3. "Verbrecher" ist im digitalen Zeitalter schnell durch "alle" substituiert, und zwar so, dass es keiner merkt. Notfalls auch durch einen kleinen Änderungsantrag, eingebracht am Donnerstagnachmittag und durchgewunken um 23.50 Uhr.

Der Mäusebussard

Überhaupt, die Autobahn. Wo die deutsche Band Kraftwerk vor nicht allzu langer Zeit mit lyrischer Präzision noch "ein graues Band", "weiße Streifen" und "grünen Rand" besang und in dieser Beschreibung wirklich nur den einen oder anderen am Straßenrand auf Beute lauernden Mäusebussard ausließ, ist heute eine verwirrende Vielfalt an Mobiliar zu bestaunen.

Nicht nur, dass der Mäusebussard heute hinter Lärmschutzwänden hocken muss, auch direkt an und über der Fahrbahn hat sich eine verwirrende Anzahl an kleinen grauen Kästchen, Kameras und Messgeräten eingefunden. Manche von ihnen sind schnell identifiziert, etwa die Lkw-Maut-Checker und die von hinten blitzenden einäugigen Robocops, andere dagegen sehen einfach nur klein und grau und vor allem verdächtig aus.

Die graue Schachtel

Sind es Mäusebussard-Zählgeräte, die uns die stets um unser Wohl besorgten Behörden da an den Straßenrand gesetzt haben? Herbstnebel-Densitometer? Ultraschall-Igelwarnanlagen?

Für sich genommen sind alle kleinen grauen Schachteln fein und nützlich. Im Zusammenhang mit dem behördlichen Trommelfeuer an angekündigten Überwachungsmaßnahmen aber erzeugen sie in mir eine Paranoia, die mich tatsächlich beim Fahren stört.

Habe ich auch wirklich das Tempolimit eingehalten, als ich an diesem neuen grauen Kästchen vorbeigefahren bin? War ich nicht doch einen Tick schneller als erlaubt? Jeder hat etwas zu verbergen, und sei es auch nur zehn entscheidende Sekunden lang.

Die Lösung

Ich will beim Fahren aber nicht über kleine graue Schachteln nachdenken, sondern mich auf den Verkehr konzentrieren, von dem mich der Elektroschrott am Wegesrand nur allzu häufig ablenkt. Der auffällig unauffällige Krempel stört meinen Bewegungsfluss, den ich lange trainieren musste, um ein guter und rücksichtsvoller Verkehrsteilnehmer zu werden.

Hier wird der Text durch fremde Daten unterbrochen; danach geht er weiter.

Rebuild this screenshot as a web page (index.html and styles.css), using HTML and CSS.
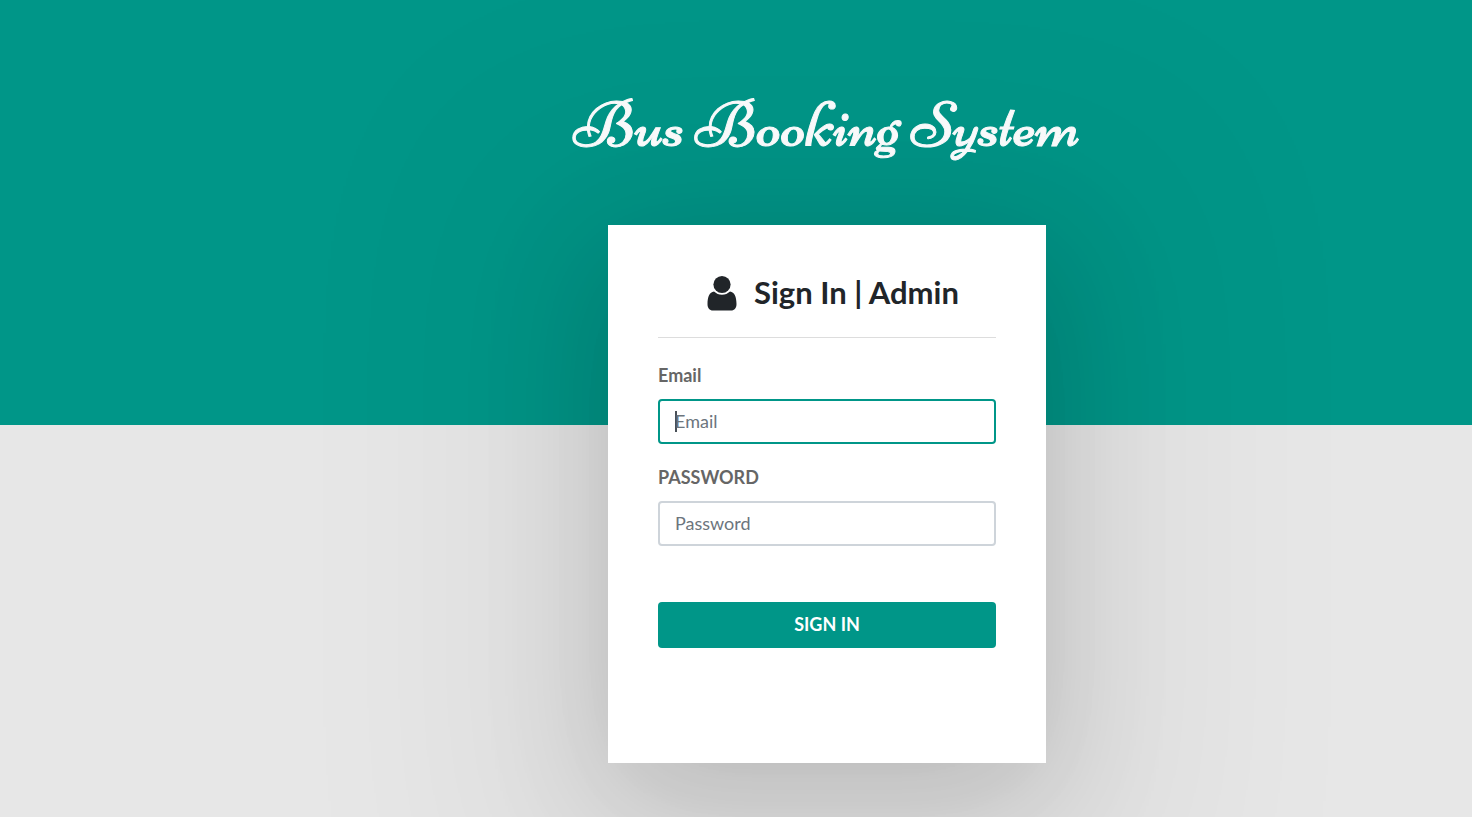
FILE: index.html
```html
<!DOCTYPE html>
<html lang="en">
<head>
<meta charset="utf-8">
<title>Bus Booking System</title>
<link rel="stylesheet" href="styles.css">
</head>
<body>
<main class="login">
  <h1 class="logo">Bus Booking System</h1>
  <section class="card">
    <form class="form">
      <h2 class="form-head">
        <svg class="user-icon" viewBox="0 -1 30 38" aria-hidden="true"><circle cx="15" cy="9.500" r="8.600"/><path d="M7 16.500C2.500 17 .5 22 .5 29c0 4 2 6.500 5.500 6.500h18c3.500 0 5.500-2.500 5.500-6.500 0-7-2-12-6.500-12.500-2.200 2-4.900 3.300-8 3.300s-5.800-1.300-8-3.300z"/></svg>
        <span>Sign In | Admin</span>
      </h2>
      <div class="group">
        <label for="email">Email</label>
        <input id="email" type="text" placeholder="Email" autofocus>
      </div>
      <div class="group">
        <label for="password">PASSWORD</label>
        <input id="password" type="password" placeholder="Password">
      </div>
      <button class="submit" type="submit">SIGN IN</button>
    </form>
  </section>
</main>
</body>
</html>
```
FILE: styles.css
```css
* { box-sizing: border-box; }
body {
  margin: 0;
  min-height: 100vh;
  font-family: Lato, sans-serif;
  font-size: 18px;
  line-height: 27px;
  color: #212529;
  background: linear-gradient(#009688 425px, #e7e7e7 425px);
}
.login {
  display: flex;
  flex-direction: column;
  align-items: center;
  padding: 88px 0 54px 182px;
  overflow: hidden;
}
.logo {
  position: relative;
  z-index: 1;
  margin: 0 0 61px;
  font-family: "Niconne", "Liberation Serif", serif;
  font-weight: 400;
  font-size: 65px;
  line-height: 76px;
  color: #f8f9fa;
  -webkit-text-stroke: 1px #f8f9fa;
}
.card {
  width: 438px;
  min-height: 538px;
  background: #fff;
  box-shadow:
    0 36px 210px 128px rgba(0, 0, 0, 0.05),
    0 36px 119px 0 rgba(0, 0, 0, 0.16);
}
.form { padding: 48px 50px; }
.form-head {
  display: flex;
  justify-content: center;
  align-items: center;
  gap: 17px;
  margin: 0 0 24px;
  padding: 0 0 24px 12px;
  border-bottom: 1px solid #ddd;
  font-size: 31px;
  font-weight: 700;
  line-height: 40px;
}
.form-head span { padding-bottom: 2px; line-height: 38px; }
.user-icon { width: 30px; height: 38px; fill: #212529; }
.group { margin-bottom: 20px; }
.group label {
  display: block;
  margin-bottom: 10px;
  font-weight: 700;
  color: #666;
}
.group input {
  display: block;
  width: 100%;
  height: 45px;
  padding: 0 15px 1px;
  border: 2px solid #ced4da;
  border-radius: 4px;
  font: inherit;
  color: #495057;
  background: #fff;
  outline: none;
}
.group input::placeholder { color: #6c757d; opacity: 1; }
.group input:focus {
  border-color: #009688;
  caret-color: transparent;
  background: linear-gradient(#495057, #495057) 15px 10px / 2px 21px no-repeat #fff;
}
.submit {
  display: block;
  width: 100%;
  height: 46px;
  margin-top: 56px;
  padding: 0 0 2px;
  border: 0;
  border-radius: 4px;
  font: inherit;
  font-weight: 700;
  color: #fff;
  background: #009688;
}
```
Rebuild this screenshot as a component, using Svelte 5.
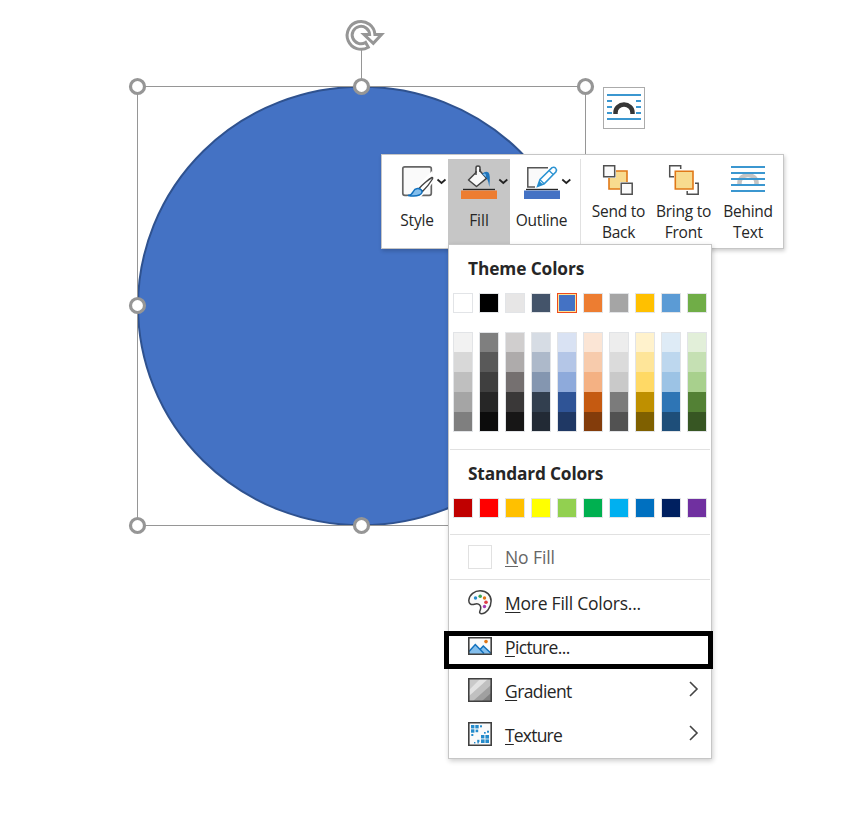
<script>
  const theme = [
    ['#ffffff', ['#f2f2f2', '#d8d8d8', '#bfbfbf', '#a5a5a5', '#7f7f7f']],
    ['#000000', ['#7f7f7f', '#595959', '#3f3f3f', '#262626', '#0c0c0c']],
    ['#e7e6e6', ['#d0cece', '#aeabab', '#757070', '#3a3838', '#171616']],
    ['#44546a', ['#d6dce4', '#adb9ca', '#8496b0', '#323f4f', '#222a35']],
    ['#4472c4', ['#d9e2f3', '#b4c6e7', '#8eaadb', '#2f5496', '#1f3864']],
    ['#ed7d31', ['#fbe5d5', '#f7cbac', '#f4b183', '#c55a11', '#833c0b']],
    ['#a5a5a5', ['#ededed', '#dbdbdb', '#c9c9c9', '#7b7b7b', '#525252']],
    ['#ffc000', ['#fff2cc', '#fee599', '#ffd965', '#bf9000', '#7f6000']],
    ['#5b9bd5', ['#deebf6', '#bdd7ee', '#9cc3e5', '#2e75b5', '#1e4e79']],
    ['#70ad47', ['#e2efd9', '#c5e0b3', '#a8d08d', '#538135', '#375623']]
  ];
  const standard = ['#c00000', '#ff0000', '#ffc000', '#ffff00', '#92d050', '#00b050', '#00b0f0', '#0070c0', '#002060', '#7030a0'];
  const handles = [[137.5, 86.5], [361.5, 86.5], [585.5, 86.5], [137.5, 305.5], [137.5, 525.5], [361.5, 525.5]];
  const dots = [
    [3, 3, 3.4], [7.3, 3, 3.4], [12, 3.3, 2], [3, 7.3, 3.4], [7.6, 7.6, 2.6], [3.3, 12, 2],
    [16, 10, 1.7], [13, 13, 3.4], [17.4, 13, 3.6], [9.2, 17.8, 2.2], [6, 20, 1.4], [13, 17.4, 3.6], [17.4, 17.4, 3.6], [9.4, 20, 1.4], [19, 8.7, 2]
  ];
</script>

<main>
  <svg class="shape" width="854" height="600" viewBox="0 0 854 600">
    <ellipse cx="361.5" cy="306" rx="223.5" ry="219.3" fill="#4472c4" stroke="#2f528f" stroke-width="2" />
    <path d="M137.5 86.5H585.5V525.5H137.5ZM361.5 48V80" fill="none" stroke="#969696" />
    {#each handles as [x, y]}
      <circle cx={x} cy={y} r="7" fill="#fff" stroke="#969696" stroke-width="3.2" />
    {/each}
    <path d="M368.3 47.2A13.9 13.9 0 1 1 374.9 34.5H381.5L373.3 43.3 364 34.5H369.6A8.7 8.7 0 1 0 365.6 42.4Z" fill="#fff" stroke="#969696" stroke-width="3" />
  </svg>

  <button class="layout" aria-label="Layout Options">
    <svg width="36" height="28" viewBox="0 0 36 28">
      <path d="M1 2H35M1 8H6M30 8H35M1 14H6M30 14H35M1 20H6M30 20H35M1 26H35" stroke="#3b97d0" stroke-width="2" />
      <path d="M9.5 21V19.5A8.5 8 0 0 1 26.5 19.5V21" fill="none" stroke="#363636" stroke-width="4.5" />
    </svg>
  </button>

  <div class="toolbar">
    <div class="tool style">
      <svg width="46" height="38" viewBox="0 0 46 38">
        <rect x="1.8" y="3.8" width="28.5" height="28.5" rx="2" fill="#fafafa" stroke="#666" stroke-width="1.7" />
        <path d="M6 34L31 8L34 17L30 22L20 34Z" fill="#fff" />
        <path d="M31 14.5C28 16 21 22 18 25.5L21.5 28.5C25 25 30 18.5 31.5 16Q32 14.4 31 14.5Z" fill="#fff" stroke="#444" stroke-width="1.4" />
        <path d="M7 32.5Q11 31.7 12.3 28.5C14 25 18.5 24.5 20.7 27.4C22.5 31 17 34.5 7 32.5Z" fill="#83beec" stroke="#1170bd" stroke-width="1.5" />
        <path class="chev" d="M36.5 16.5L40.5 20L44.5 16.5" />
      </svg>
      <span>Style</span>
    </div>
    <div class="tool fill">
      <svg width="50" height="38" viewBox="0 0 50 38">
        <path d="M7.5 17L15 9.5V4.7Q15 3 17 3T19 4.7V8L25.5 15.3L15.5 23.5Z" fill="#fafafa" stroke="#444" stroke-width="1.5" stroke-linejoin="round" />
        <path d="M15 8V12M19 6V9" stroke="#444" stroke-width="1.4" />
        <path d="M21 11Q24.5 7.5 27.5 9.5Q29.7 11.5 28.3 24Q27.5 18 25.7 15Z" fill="#1f75bc" />
        <path d="M22 11.2Q24.2 9.5 25 12.2L25 14Z" fill="#83beec" />
        <path d="M2 26.5H34" stroke="#262626" stroke-width="1.4" />
        <path d="M0 27.5H36V36H0Z" fill="#ed7d31" />
        <path class="chev" d="M38.3 16.5L42.3 20L46.3 16.5" />
      </svg>
      <span>Fill</span>
    </div>
    <div class="tool outline">
      <svg width="50" height="38" viewBox="0 0 50 38">
        <path d="M24 4.7H3.8V24H11" fill="#fafafa" stroke="#555" stroke-width="1.5" />
        <path d="M13.5 23.5L16 16.5L28 4.7Q30 3.6 31.5 5T32 8.7L20.2 20.8Z" fill="#fff" stroke="#2b93d2" stroke-width="1.5" />
        <path d="M25 7.5L29.2 11.5M16 16.7L20.2 20.8" stroke="#2b93d2" stroke-width="1.2" />
        <path d="M13.5 23.5L15.3 18L19 21.5Z" fill="#258bcb" />
        <path d="M2 26.5H34" stroke="#262626" stroke-width="1.4" />
        <path d="M0 27.5H36V36H0Z" fill="#4472c4" />
        <path class="chev" d="M38.3 16.5L42.3 20L46.3 16.5" />
      </svg>
      <span>Outline</span>
    </div>
    <div class="tool order send">
      <svg width="32" height="32" viewBox="0 0 32 32">
        <path d="M7 7H25V25H7Z" fill="#f8db8f" stroke="#e07817" stroke-width="1.6" />
        <path d="M0 0H14V14H0ZM18 18H32V32H18Z" fill="#fff" />
        <path d="M1.7 1.7H12.7V12.7H1.7ZM19.2 19.2H30.2V30.2H19.2Z" fill="#fafafa" stroke="#505050" stroke-width="1.5" />
      </svg>
      <span>Send to<br />Back</span>
    </div>
    <div class="tool order bring">
      <svg width="32" height="32" viewBox="0 0 32 32">
        <path d="M12.7 5V1.7H1.7V12.7H6M27 19.2H30.2V30.2H19.2V27" fill="none" stroke="#505050" stroke-width="1.5" />
        <path d="M7.3 7.3H25V25H7.3Z" fill="#f8db8f" stroke="#e07817" stroke-width="1.6" />
      </svg>
      <span>Bring to<br />Front</span>
    </div>
    <div class="tool order behind">
      <svg width="36" height="32" viewBox="0 0 36 32">
        <path d="M9.5 21V18.5A8.5 7.5 0 0 1 26.5 18.5V21" fill="none" stroke="#c4c4c4" stroke-width="4.5" />
        <path d="M1 3H35M1 9H35M1 15H35M1 21H35M1 27H35" stroke="#3b97d0" stroke-width="2" />
      </svg>
      <span>Behind<br />Text</span>
    </div>
  </div>

  <div class="menu">
    <h2>Theme Colors</h2>
    <div class="swatches">
      {#each theme as [base], i}
        <i class="swatch" class:selected={i === 4} style:background={base}></i>
      {/each}
    </div>
    <div class="swatches shades">
      {#each theme as [, shades]}
        <div class="column">
          {#each shades as shade}<i style:background={shade}></i>{/each}
        </div>
      {/each}
    </div>
    <hr />
    <h2 class="std">Standard Colors</h2>
    <div class="swatches">
      {#each standard as color}<i class="swatch" style:background={color}></i>{/each}
    </div>
    <hr class="second" />
    <div class="item none"><i class="empty"></i><span><u>N</u>o Fill</span></div>
    <hr />
    <div class="item">
      <svg width="24" height="26" viewBox="0 0 24 26">
        <path d="M.9 10.8C1.5 5.5 6.5 1.8 12.2 1.8C18.5 1.8 23.1 6 23.1 12C23.1 18.5 18.5 24.7 13.2 24.7C11.7 24.7 11.3 23.4 12 21.8C13 19.6 13 17.5 11.7 16C10.3 14.3 8.3 14.4 6.3 15.2C3.2 16.4.3 14.5.9 10.8Z" fill="#fafafa" stroke="#404040" stroke-width="1.5" />
        <circle cx="7.5" cy="9" r="1.7" fill="#258bcb" /><circle cx="12.2" cy="7.3" r="1.8" fill="#3ca653" /><circle cx="16.5" cy="9" r="1.7" fill="#e27616" /><circle cx="18" cy="13.2" r="1.8" fill="#df3b45" /><circle cx="16.5" cy="17.5" r="1.7" fill="#a33bb0" />
      </svg>
      <span class="more"><u>M</u>ore Fill Colors...</span>
    </div>
    <div class="item">
      <svg width="24" height="26" viewBox="0 0 24 26">
        <path d="M.8 4.8H23.2V21.2H.8Z" fill="#fafafa" />
        <path d="M1 18.5L7.3 11.5L12 16L15.3 13L23 20.3V21H1Z" fill="#83beec" />
        <path d="M1 18.5L7.3 11.5L16 20.5M12.5 16L15.3 13L23 20.3" fill="none" stroke="#1170bd" stroke-width="1.5" />
        <path d="M.8 4.8H23.2V21.2H.8Z" fill="none" stroke="#404040" stroke-width="1.6" />
        <circle cx="18" cy="8.6" r="1.8" fill="#e27616" />
      </svg>
      <span class="pic"><u>P</u>icture...</span>
    </div>
    <div class="item">
      <svg width="24" height="26" viewBox="0 0 24 26">
        <path d="M1 2H23V24H1Z" fill="#c0c0c0" />
        <path d="M1 2H12L1 13Z" fill="#c9c9c9" /><path d="M12 2H20L1 19V13Z" fill="#e2e2e2" /><path d="M23 8V17L15 24H5Z" fill="#a0a0a0" /><path d="M23 16V24H14Z" fill="#818181" />
        <path d="M.8 1.8H23.2V24.2H.8Z" fill="none" stroke="#404040" stroke-width="1.6" />
      </svg>
      <span class="grad"><u>G</u>radient</span>
      <svg class="arrow" width="10" height="16" viewBox="0 0 10 16"><path d="M1 1L8 8L1 15" /></svg>
    </div>
    <div class="item">
      <svg width="24" height="26" viewBox="0 0 24 26">
        <path d="M.8 1.8H23.2V24.2H.8Z" fill="#fafafa" stroke="#404040" stroke-width="1.6" />
        {#each dots as [x, y, s]}<rect {x} y={y + 1} width={s} height={s} fill="#258bcb" />{/each}
      </svg>
      <span class="tex"><u>T</u>exture</span>
      <svg class="arrow" width="10" height="16" viewBox="0 0 10 16"><path d="M1 1L8 8L1 15" /></svg>
    </div>
  </div>
  <div class="highlight"></div>
</main>

<style>
  :global(body) { margin: 0; background: #fff; }
  main { position: relative; width: 854px; height: 829px; overflow: hidden; background: #fff; font-family: "Open Sans", "Noto Sans", sans-serif; color: #262626; }
  * { box-sizing: border-box; }
  svg { display: block; flex: none; }
  .shape { position: absolute; left: 0; top: 0; }
  .layout { position: absolute; left: 603px; top: 87px; width: 42px; height: 42px; padding: 0 0 2px; display: flex; align-items: center; justify-content: center; border: 1px solid #ababab; background: #fff; }
  .toolbar { position: absolute; left: 381px; top: 154px; width: 403px; height: 95px; display: flex; padding: 4px 3px 0 4px; background: #fff; border: 1px solid #c6c6c6; box-shadow: 1px 2px 4px #0003; }
  .tool { display: flex; flex-direction: column; height: 90px; font-size: 15.5px; line-height: 21px; text-align: center; }
  .tool svg { margin-top: 4px; }
  .tool span { margin-top: 9px; white-space: nowrap; }
  .style { width: 62px; padding-left: 15px; }
  .style span { margin-left: -15px; letter-spacing: -.15px; }
  .fill { width: 62px; padding-left: 13px; background: #c6c6c6; }
  .fill span { margin-left: -13px; }
  .outline { width: 71px; padding-left: 14px; border-right: 1px solid #e1e1e1; }
  .outline span { margin-left: -21px; letter-spacing: -.25px; }
  .order { align-items: center; }
  .order svg { margin-top: 5px; }
  .order span { margin-top: 5px; letter-spacing: -.25px; }
  .send { width: 70px; padding-left: 5px; }
  .send svg { margin-left: -2px; }
  .bring { width: 65px; }
  .behind { width: 64px; }
  .chev { fill: none; stroke: #222; stroke-width: 1.7; }
  .menu { position: absolute; left: 448px; top: 244px; width: 264px; height: 515px; background: #fff; border: 1px solid #c6c6c6; box-shadow: 1px 2px 5px #0003; }
  h2 { margin: 12px 0 0 19px; font-size: 17.3px; line-height: 24px; font-weight: 700; letter-spacing: -.1px; white-space: nowrap; }
  .std { letter-spacing: -.16px; }
  .swatches { display: flex; gap: 6px; margin: 12px 0 0 4px; }
  .swatch { width: 20px; height: 20px; border: 1px solid #e2e4e7; }
  .selected { border-color: #f04b1b; box-shadow: inset 0 0 0 1px #ffe294; }
  .shades { margin-top: 19px; }
  .column { width: 20px; height: 100px; border: 1px solid #e2e4e7; display: flex; flex-direction: column; }
  .column i { height: 20px; }
  .column i:first-child, .column i:last-child { height: 19px; }
  hr { margin: 17px 1px 0; border: 0; height: 1px; background: #e1e1e1; }
  .second { margin-top: 16px; }
  .item { display: flex; align-items: center; height: 44px; padding: 0 12px 0 19px; font-size: 17.5px; line-height: 24px; }
  .item span { margin-left: 13px; padding-top: 2px; white-space: nowrap; }
  .none { color: #666; }
  .item.none span { padding-top: 0; letter-spacing: -.1px; }
  .none + hr { margin-top: 0; }
  .item .more { letter-spacing: -.24px; }
  .item .pic { letter-spacing: -.65px; }
  .item .grad { letter-spacing: -.6px; }
  .item .tex { letter-spacing: -.8px; }
  .empty { width: 24px; height: 24px; border: 1px solid #e1e1e1; }
  u { text-decoration-thickness: 1px; text-underline-offset: 2px; }
  .arrow { margin-left: auto; margin-top: -2px; }
  .arrow path { fill: none; stroke: #444; stroke-width: 1.6; }
  .highlight { position: absolute; left: 444px; top: 631px; width: 269px; height: 38px; border: 5px solid #000; }
</style>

Illusionen über das Verschwinden der kleinen grauen Schachteln mache ich mir aber nicht. Schließlich ist es viel zu lukrativ für alle Beteiligten - außer, wie immer, die Kundschaft -, sie aufzustellen und sie das tun zu lassen, wozu sie auch immer gebaut worden sind.

Bleibt nur, das durch Technik erzeugte Problem auf gut mitteleuropäische Art durch den Einsatz von noch mehr Technik zu lösen. Ich schlage vor, jede der kleinen grauen Schachteln mit einem standardisierten Infosender auszustatten, der Eigenschaften und potenzielle Gefährlichkeit des Geräts für die vorbeifahrenden Autobahn-User preisgibt. Über den Einbau eines entsprechenden Bordempfängers und eines speziellen Head-up-Display-Projektors könnte sich der Fahrer stets einblenden lassen, welche Sorte Schachtel ihn gerade kontrolliert.

Der Overkill

Das wiederum können jene Dienste und Institutionen nicht durchgehen lassen, die darauf angewiesen sind, dass ihre kleinen grauen Schachteln anonym bleiben. Nichts ist für eine kleine graue Schachtel so wichtig wie Anonymität - ihre Anonymität, selbstverständlich.

Also wird der Verein der Freunde kleiner grauer Schachteln zum Gesetz zur Förderung der Verkehrssicherheit durch Fernortung kleiner grauer Schachteln am Donnerstagnachmittag einen Änderungseintrag einbringen, über den dann um 23.50 Uhr abgestimmt werden wird.

Und die Paranoia wird wieder von vorne losgehen. Ich weiß das genau. Darum fahre ich jetzt nur noch Bahn.